Other regional phone companies also fell. Verizon Communications fell $3.94 to $51.88, and BellSouth Corp. lost $2.63 to $41.25.
Ciena plunged $23.19, or 24 percent, to $73.19. The No. 2 U.S. maker of fiber-optic equipment agreed to buy closely held Cyras Systems Inc. for about $2.75 billion in stock and debt. Cyras is a developer of optical-switching systems.
Redback Networks Inc. fell $15.44 to $55.88 as investors bet that Ciena's acquisition of Cyras, a rival of Redback, will make it more difficult for the maker of phone equipment to compete for customers.
Siebel Slide
Siebel slid $15 to $63.38 after Credit Suisse First Boston analyst Brent Thill said growth of its customer-relations software is slowing more than investors expect. Thill kept his ``strong buy'' rating on the shares unchanged.
Merix Corp. fell $12.81, or 51 percent, to $12.31. The maker of circuit boards and integrated circuits said sales will slow in the second half of its fiscal year, which runs through May. Profit in the third quarter will be about a third less than forecast, Merix said.
Sanmina Corp., which also makes circuit boards for electronics companies, fell $6.13 to $66.
Commodity Stocks Rise
Commodity companies, which stand to gain from lower interest rates, gained.
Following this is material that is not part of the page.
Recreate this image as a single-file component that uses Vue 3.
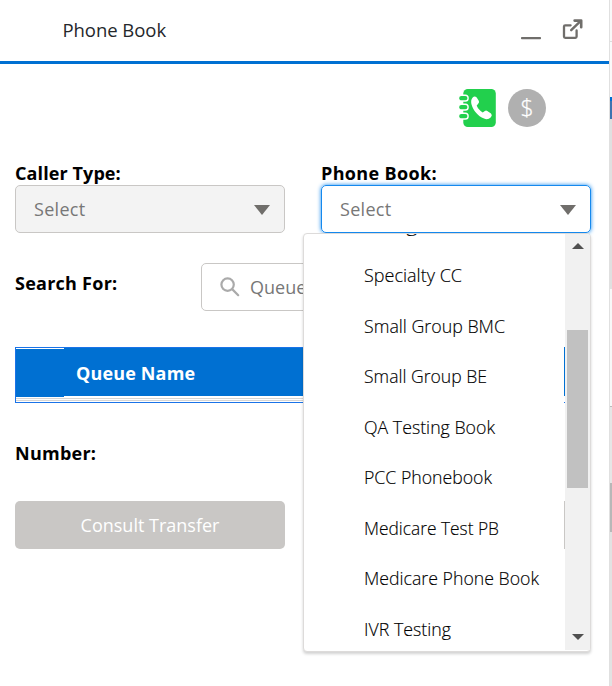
<script setup>
const items = [
  { label: 'Billing CC', w: 83 },
  { label: 'Specialty CC', w: 98 },
  { label: 'Small Group BMC', w: 141 },
  { label: 'Small Group BE', w: 123 },
  { label: 'QA Testing Book', w: 131 },
  { label: 'PCC Phonebook', w: 128 },
  { label: 'Medicare Test PB', w: 135 },
  { label: 'Medicare Phone Book', w: 175 },
  { label: 'IVR Testing', w: 87 },
]
</script>

<template>
  <div class="page">
    <div class="panel">
      <header class="head">
        <span class="title">Phone Book</span>
        <svg class="min" width="20" height="3" viewBox="0 0 20 3"><rect width="20" height="2.2" rx="0.8" fill="#706e6b" /></svg>
        <svg class="pop" width="22" height="22" viewBox="0 0 22 22" fill="none" stroke="#706e6b">
          <path d="M8.6 7.3H3.2Q2 7.3 2 8.5V18.6Q2 19.8 3.2 19.8H13.4Q14.6 19.8 14.6 18.6V12.4" stroke-width="2.3" stroke-linecap="round" />
          <path d="M9.2 12.2L18 3.6" stroke-width="2.4" stroke-linecap="round" />
          <path d="M12.6 2.6H19.2V9.2" stroke-width="2.6" stroke-linecap="round" stroke-linejoin="round" />
        </svg>
      </header>

      <main class="body">
        <div class="tools">
          <svg width="38" height="38" viewBox="0 0 38 38">
            <rect x="4.3" width="32.5" height="38" rx="4.5" fill="#22d04d" />
            <g fill="#22d04d" stroke="#fff" stroke-width="1.4">
              <rect x="-0.5" y="6.2" width="9.6" height="5.8" rx="2.8" />
              <rect x="-0.5" y="15.2" width="9.6" height="5.8" rx="2.8" />
              <rect x="-0.5" y="24.2" width="9.6" height="5.8" rx="2.8" />
            </g>
            <path d="M13.7 8.5Q15.7 6.5 17.7 8.6L19.9 12Q20.5 13.5 19 15L17.7 16.5Q19.2 20.7 23.7 23.4L25.9 21.9Q27.1 21.2 28.3 22L32 24.6Q33.7 26.2 31.9 28.2Q28.9 31.2 25.1 29.6C18.7 27 14.3 21.4 12.7 16Q11.2 11.2 13.7 8.5Z" fill="#fff" />
          </svg>
          <span class="coin">$</span>
        </div>

        <div class="fields">
          <div class="field">
            <label>Caller Type:</label>
            <div class="select off"><span>Select</span><i class="tri"></i></div>
          </div>
          <div class="field">
            <label class="wide">Phone Book:</label>
            <div class="select on"><span>Select</span><i class="tri"></i></div>
          </div>
        </div>

        <div class="search">
          <b>Search For:</b>
          <div class="box">
            <svg width="20" height="20" viewBox="0 0 20 20" fill="none" stroke="#aaa" stroke-width="2.2" stroke-linecap="round">
              <circle cx="7.6" cy="7.6" r="6.2" /><path d="M12.4 12.4L18.2 18.2" />
            </svg>
            <span>Queue</span>
          </div>
        </div>

        <div class="table">
          <div class="corner"></div>
          <div class="th"><span>Queue Name</span></div>
          <div class="lines"></div>
        </div>

        <b class="number">Number:</b>
        <div class="actions">
          <button>Consult Transfer</button>
          <button></button>
        </div>
      </main>
    </div>

    <aside class="rail">
      <i class="r1"></i><i class="r2"></i><i class="r3"></i><i class="r4"></i><i class="r5"></i><i class="r6"></i><i class="r7"></i><i class="r8"></i>
    </aside>

    <div class="menu">
      <div class="list">
        <svg v-for="it in items" :key="it.label" class="item" width="190" height="50.5">
          <text x="0" y="31" :textLength="it.w" lengthAdjust="spacingAndGlyphs">{{ it.label }}</text>
        </svg>
      </div>
      <div class="edge"></div>
      <div class="bar">
        <i class="up"></i>
        <i class="thumb"></i>
        <i class="down"></i>
      </div>
    </div>
  </div>
</template>

<style>
body { overflow: hidden; background: #fff; }
</style>
<style scoped>
* { box-sizing: border-box; }
.page { position: relative; display: flex; width: 612px; height: 686px; overflow: hidden; background: #fff; font-family: "Open Sans", "Noto Sans", sans-serif; font-size: 18px; color: #000; }
.panel { width: 609px; flex: none; }
.head { display: flex; height: 64px; border-bottom: 3px solid #0070d2; padding-left: 62.5px; }
.title { width: 458px; line-height: 60px; font-size: 18.5px; letter-spacing: -0.05px; color: #24272b; }
.min { margin-top: 36.5px; }
.pop { margin: 18px 0 0 21px; }
.body { padding: 25px 18px 0 15px; }
.tools { display: flex; gap: 11px; height: 38px; padding-left: 444px; }
.tools svg { flex: none; }
.coin { width: 38px; height: 38px; flex: none; border-radius: 50%; background: #b0b0b0; color: #fff; font-size: 23px; font-weight: 300; -webkit-text-stroke: 0.25px #fff; line-height: 37px; text-align: center; }
.fields { display: flex; gap: 36px; margin-top: 35px; }
.field { width: 270px; }
label { display: block; height: 23px; line-height: 23px; font-weight: 700; letter-spacing: 0.1px; }
.wide { letter-spacing: 0.35px; }
b { font-weight: 700; white-space: nowrap; letter-spacing: 0.25px; }
.select { display: flex; align-items: center; justify-content: space-between; height: 48px; padding: 0 14px 0 18px; border: 1px solid #c9c7c5; border-radius: 5px; color: #777; letter-spacing: 0.3px; }
.off { background: #f3f3f3; }
.on { border-color: #1589ee; box-shadow: 0 0 4px #1589ee; }
.tri { width: 0; border: 8px solid transparent; border-top: 10px solid #706e6b; border-bottom: 0; margin-top: 2px; }
.search { display: flex; margin-top: 30px; height: 48px; }
.search b { width: 186px; line-height: 40px; }
.box { display: flex; align-items: center; gap: 10px; width: 364px; padding-left: 18px; border: 1px solid #c9c7c5; border-radius: 5px; color: #777; }
.table { display: grid; grid-template-columns: 48px 1fr; grid-template-rows: 49px 5px; margin-top: 36px; height: 56px; width: 550px; border: 1px solid #1a73e8; }
.corner { background: #0070d2; border-top: 1px solid #fff; }
.th { height: 48px; background: #0070d2; color: #fff; font-weight: 700; padding-left: 12px; line-height: 50px; letter-spacing: 0.15px; }
.lines { grid-column: 1 / 3; background: repeating-linear-gradient(#fff 0 1px, #d5d5d5 1px 2px); }
.number { display: block; margin-top: 38px; line-height: 24px; }
.actions { display: flex; gap: 36px; width: 550px; margin-top: 36px; }
button { width: 270px; flex: none; height: 48px; border: 0; border-radius: 5px; background: #c9c7c5; color: #fff; font: inherit; }
.actions button:last-child { width: 244px; }
.rail { display: flex; flex-direction: column; width: 3px; border-left: 1px solid #e0e0e0; }
.rail i { flex: none; }
.r1 { height: 42px; background: #f8f8f8; border-bottom: 1px solid #ddd; }
.r2 { height: 55px; background: #fafafa; }
.r3 { height: 22px; background: #3e74b0; border-top: 4px solid #0070d2; }
.r4 { height: 170px; background: #e0e0e0; }
.r5 { height: 118px; background: #f8f8f8; border-bottom: 1px solid #bbb; }
.r6 { height: 76px; background: #e6e6e6; }
.r7 { height: 49px; background: #b8b8b8; }
.r8 { height: 154px; background: #e2e2e2; }
.menu { position: absolute; left: 303px; top: 233px; width: 288px; height: 419px; display: flex; overflow: hidden; background: #fff; border: 1px solid #dddbda; border-radius: 4px; box-shadow: 0 2px 3px rgba(0,0,0,.18); }
.list { width: 260px; height: 417px; overflow: hidden; display: flex; flex-direction: column; padding-left: 60px; }
.item { flex: none; fill: #000; stroke: #000; stroke-width: 0.15px; font-size: 17.5px; font-weight: 300; }
.item:first-child { margin-top: -33.4px; }
.edge { width: 1px; background: linear-gradient(#fff 113px, #0070d2 113px 162px, #fff 162px 168px, #1a73e8 168px 169px, #fff 169px 267px, #c9c7c5 267px 315px, #fff 315px); }
.bar { display: flex; flex-direction: column; align-items: center; width: 25px; height: 416px; background: #f1f1f1; }
.up { border: 6px solid transparent; border-top: 0; border-bottom: 6px solid #505050; margin-top: 9px; }
.thumb { width: 21px; height: 158px; margin-top: 81px; background: #c1c1c1; }
.down { border: 6px solid transparent; border-bottom: 0; border-top: 6px solid #505050; margin-top: 146px; }
</style>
USX-U.S. Steel Group, the largest U.S. steel producer, rose 69 cents to $16.75, Alcoa Inc., the world's biggest aluminum maker, gained $1.19 to $33.50. The Morgan Stanley Commodity Related Index gained 2.6 percent.
Solectron Corp. jumped $5.03 to $31.75. The largest contract manufacturer of electronics gear said it will easily exceed its projections of $23 billion in revenue for 2001. First-quarter profit was lifted by strong demand from computer-networking and phone-equipment makers and a relatively small exposure to the personal-computer industry, Solectron said.
Among Solectron's competitors, Flextronics International Ltd. gained 81 cents to $28.06 and Jabil Circuit Inc. advanced 81 cents to $27.81.
Electro Scientific Industries Inc. rose $4 to $26.13. The maker of equipment used to test electronic components said it earned $1 a share in its fiscal second-quarter ended Dec. 2, topping analysts' estimates.
Goldman Sachs Group Inc. rose $3.44 to $89.38 after reporting fourth-quarter profit that beat estimates.
Morgan Stanley Dean Witter & Co. slipped 25 cents to $69 after the company said that fourth-quarter profit fell for the first time in nine quarters. Results were hurt by slumping stock and bond markets that cut into investment banking profits and led to losses from venture capital.
Conseco Rises
Conseco Inc. rose $1.56 to $10.56 after saying it will earn between 90 cents and $1.10 a share next year, versus the 94-cent average forecast of analysts tracked by First Call/Thomson Financial. The insurer, struggling after failed forays into other businesses, also said fourth-quarter profit would be about half of forecasts.
Dollar Tree Stores Inc. fell $15.94, or 44 percent, to $20.44. The owner of discount stores said fourth-quarter earnings will disappoint investors because foot traffic in its stores was hurt by bad weather.
Other discount retailers also fell. Family Dollar Stores Inc. lost $3.31 to $19.50. Dollar General Corp. lost $1 to $16.69 after the company said sales last week were lower than expected. Winter storms in the Midwest were partly to blame, said analyst Dan Wewer of Deutsche Banc Alex. Brown. Low inventory also may have hurt sales, he said.
He lowered Dollar Tree and Family Dollar to ``buy'' from ``strong buy.'' Goldman, Sachs & Co.'s Barbara Miller removed Family Dollar from the firm's recommended list.